Modern Day Slavery: Guantanamo Bay's Force Feeding Factory - Torture in Iraq

A legal filing lodged to the US federal government by lawyers acting on behalf of four detainees refer to procedures at Guantanamo Bay could create a potentially dangerous "force-feeding factory" during Ramadan.

A legal filing lodged to the US federal government by lawyers acting on behalf of four detainees refer to procedures at Guantanamo Bay could create a potentially dangerous "force-feeding factory" during Ramadan.

As a response, rapper Mos Def allowed doctors to put him through the standard force-feeding procedure in a film produced for the human rights group Reprieve. The film can be seen here and is provides a powerful insight.

Treatment of detainees is something the West need to focus on if they wish to set an example. Detainees should simply be treated not in luxury but in a humane manner. Anyone who witnesses the filmed procedure with Mos Def would find it somewhat brutal.

President Obama pledged to close Guantanamo Bay in 2008 and is now being urged to address the force-feeding procedures.

The US are not the only Western country facing scrutiny.
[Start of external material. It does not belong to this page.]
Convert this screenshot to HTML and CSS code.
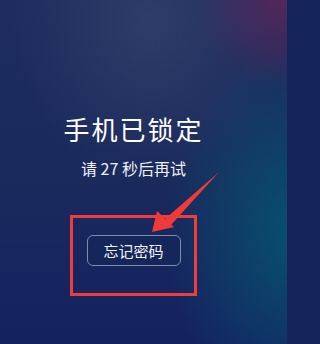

The widespread use of torture in which Britain was involved during the invasion of Iraq and the "war on terror" amounts to "modern day slavery" says Reverend Nicholas Mercer, a former Lieutenant-Colonel in the British Army.

As the army's chief legal officer during the Iraqi invasion, Mercer tried to prevent the mistreatment of prisoners of war, but was overruled by Government lawyers.

Now an Anglican priest, Mercer says part of his ministry is to raise awareness about the continuing prevalence of torture. "People just don't get what's being done," he told City University students.

"We got rid of slavery - but it took William Wilberforce 34 years. We all know what's being covered up, and will be covered up for a generation."

Along with the use of banned interrogation techniques by British troops in Iraq, Mercer said: "We were involved in rendition - outsourcing torture as a nation. We rendered people to Libya. We rendered people to Guantanamo. We rendered people to Bagram airport in Afghanistan."

Referring to the case of al-Qaeda member Rangzieb Ahmed, now serving a life sentence in the UK for planning terror attacks, Mercer added: "MI5 let him run to Pakistan, tipped off the Pakistan authorities and whilst the Pakistani authorities were ripping out his finger nails, MI5 was busy handing questions to the interrogators. In other words, they were complicit in that torture."

They were also probably complicit in water boarding in Guantanamo Bay, he added, "and certainly in Libya," where letters of introduction had been sent to the chief torturer.

Britain's actions breached international law, the UN Convention against Torture, the EU Convention for the Prevention of Torture and Inhuman or Degrading Treatment, the laws of war, and Britain's domestic law. The response of the British Government was to "cover it up" he said.

Mercer first emerged as a whistle blower who had tried to prevent the use of banned interrogation techniques by British troops at the court martial of Corporal Payne, the first British soldier to be found guilty of a war crime after the death of Iraqi hotel worker Baha Mousa in British custody shortly after the invasion.

A subsequent enquiry said contributory factors included "lack of food and water, heat, exhaustion, fear, previous injuries and the hooding and stress positions used by British troops - and a final struggle with his guards...'.

Mercer, whose role was to ensure British forces acted in accordance with the laws of war, had first realised that something was amiss soon after the invasion when visiting an army base where he saw 40 hooded Iraqi prisoners of war being forced to stand in stress positions.

When he had remonstrated with interrogators, however, they replied: "We don't answer to you, we answer to London".

2013 marks the tenth anniversary since the invasion of Iraq. In the lead up to the war, two million protested in London, with placards reading "not in our name". Weeks later Britain was in Iraq. Laurie Penny in the New Statesman describes it as her "first time seeing democracy rudely circumvented".

Whilst the debate as to whether or not the war was valid continues in the public realm, Mercer still has faith in the law in tackling abuse. "The law is an amazing tool. Any lawyer can get in there and say no. The Human Rights Act is the one act that cements the rights of prisoners," he said.